Cloisonné

Among the Asian treasures in my living room are three small ornate metal bowls with lids and two little vases, all ornamented with cloisonné, defined as “an ancient technique for decorating metalwork objects with colored material held in place or separated by metal strips or wire, normally of gold.” As with so many of the foreign objects in my home, I don’t remember where or when I got the cloisonné pieces. They look to be Chinese. Four of the five have no writing anywhere on them. But the smallest vase, only about four and a half inches tall, has a tiny, slightly raised square on the bottom, less than a quarter inch wide, that contains Romanized text three lines long. Using a magnifier, I was able to make out: “Kwo’s (gift?) cloisonn”.
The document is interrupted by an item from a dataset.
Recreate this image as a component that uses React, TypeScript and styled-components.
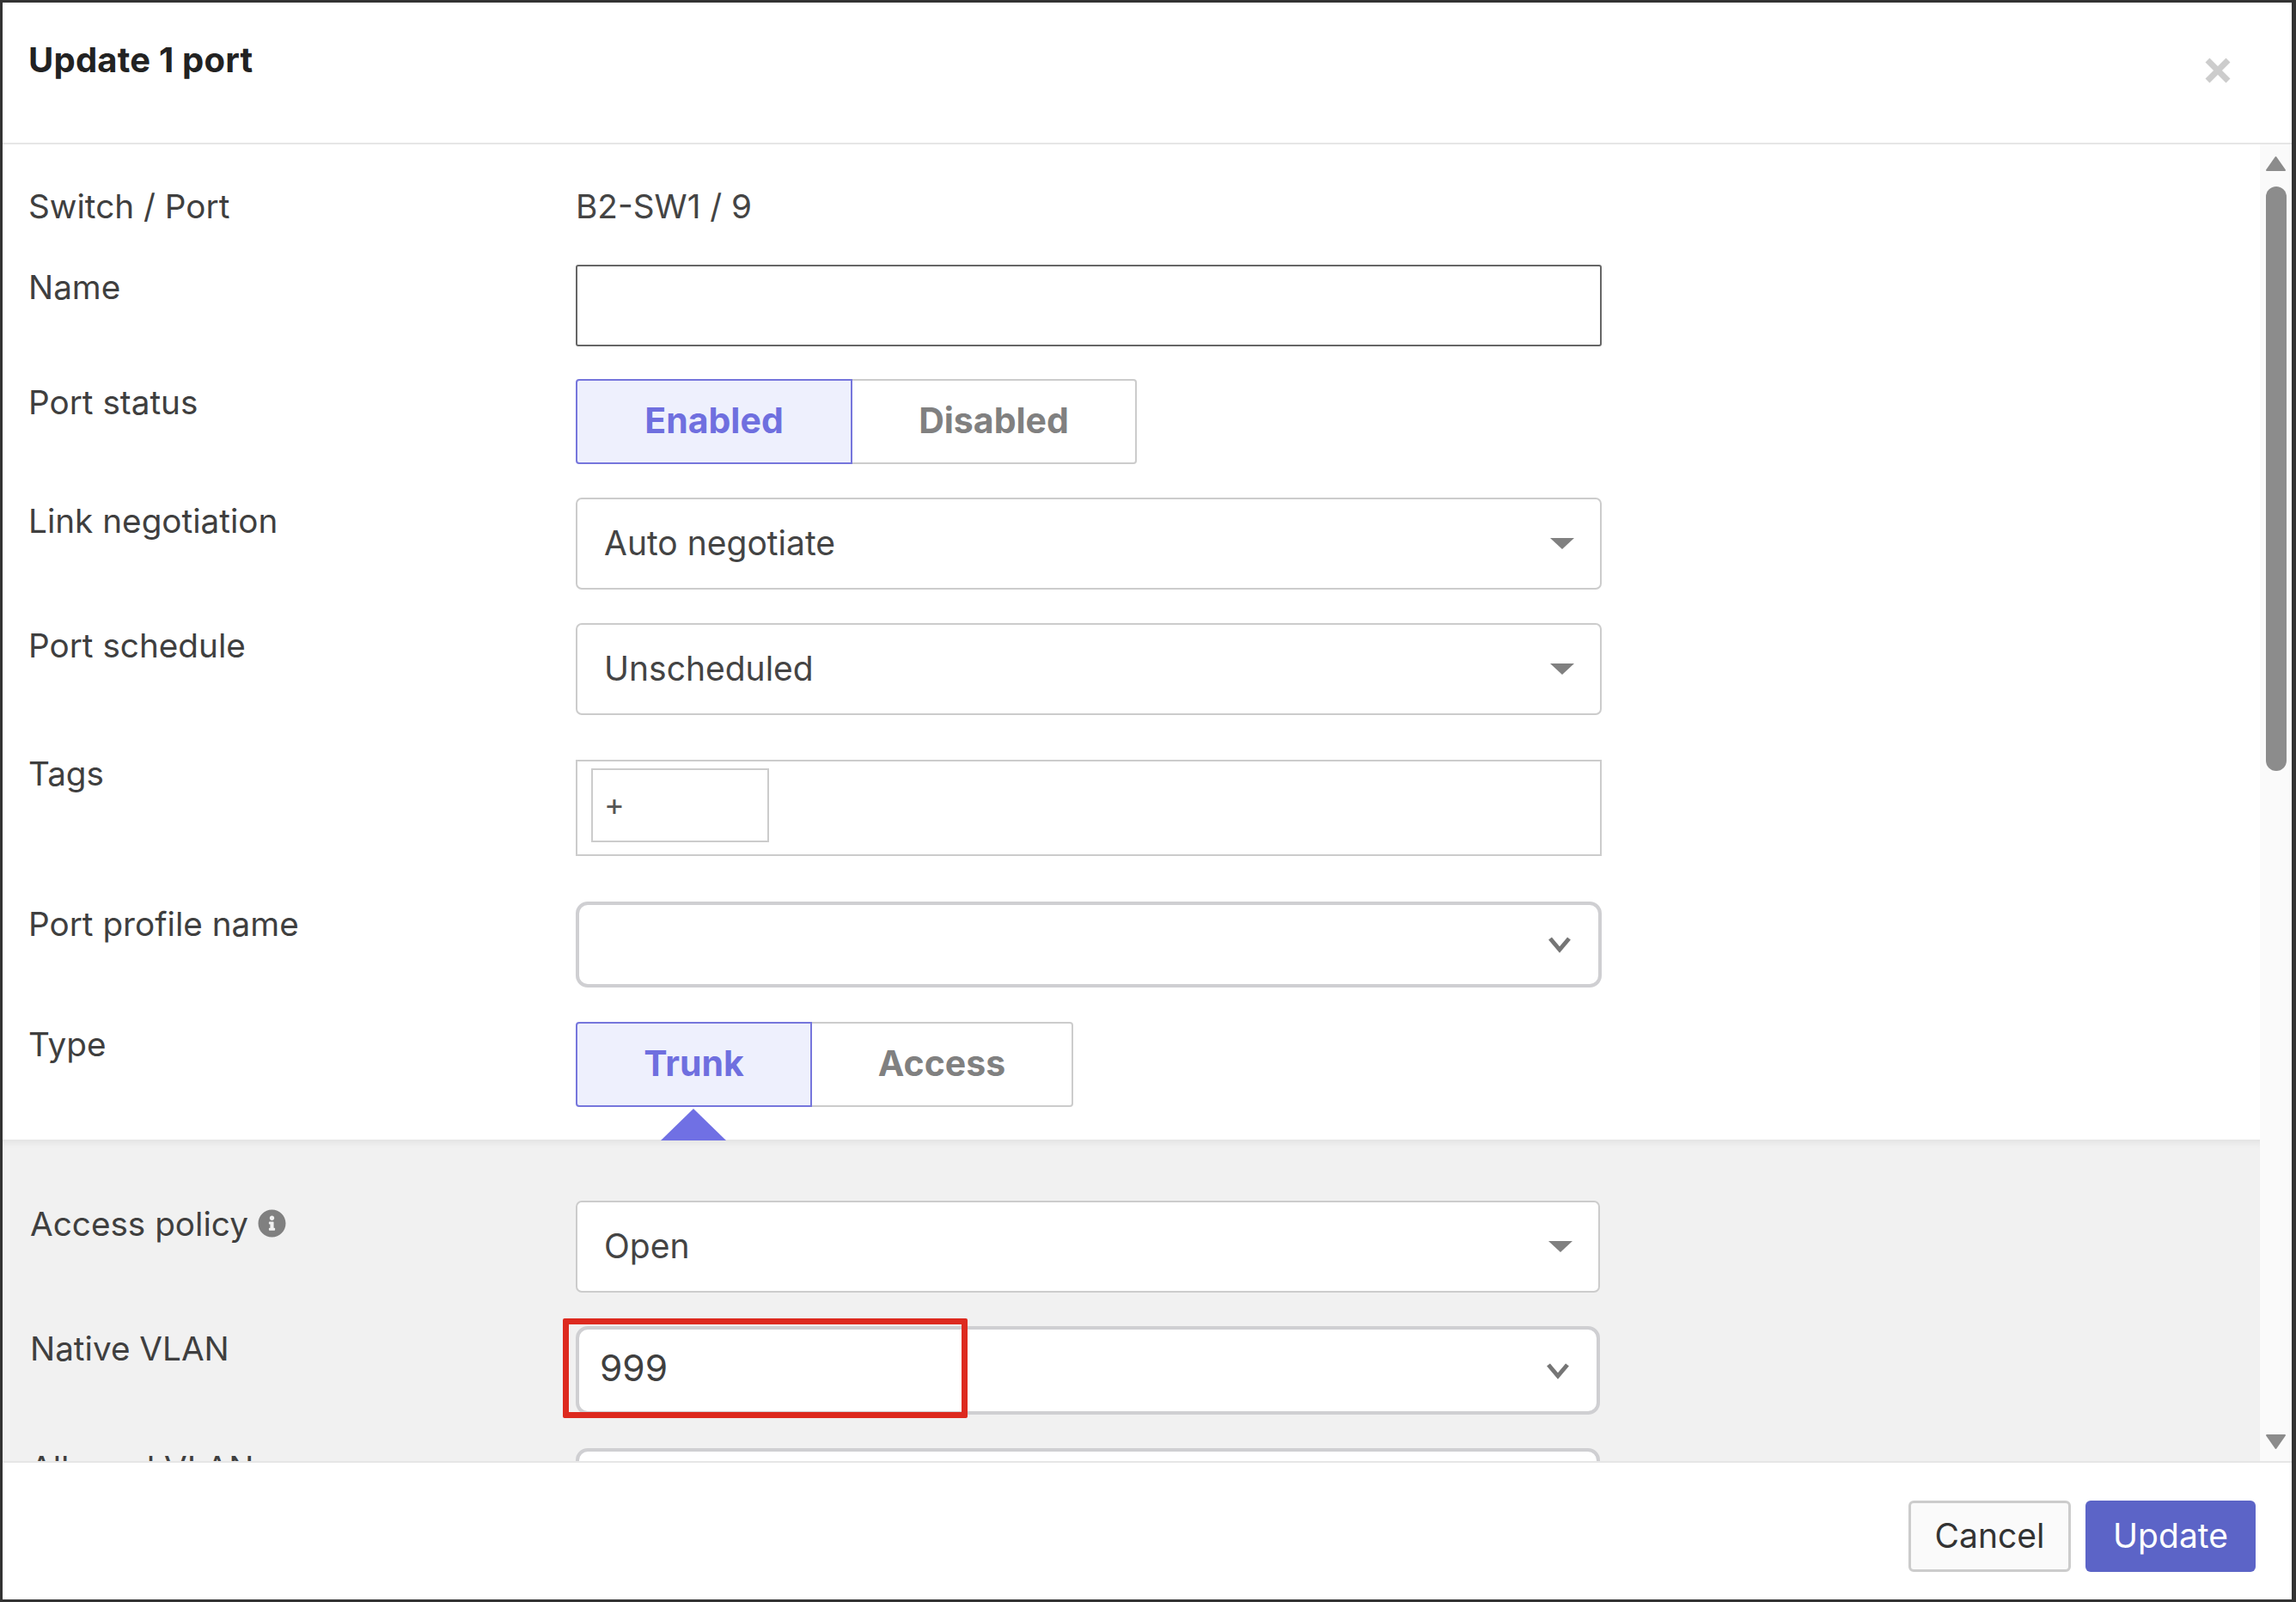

The three bowls, ranging from two to three-and-a-half inches in diameter, are decorated to match. The lid of each shows an ornate pink blossom and leaves against a medium blue background. The larger of the two vases is just under seven inches tall. Its neck and body are separated by a gold band. Above and below the band are borders filled with tri-petal flower shapes drawn in gold against a dark red background. On the neck and body, above and below the borders, are a variety of blossoms in different colors against a black background filled with tiny gold figures that might represent clouds. The smaller of the two vases is dark blue with blossoms in red and pearl, no two alike, crowding its surface.

I cherish these five dainty pieces of Asian art. They recall a time and a place long gone, but their beauty remains resplendent.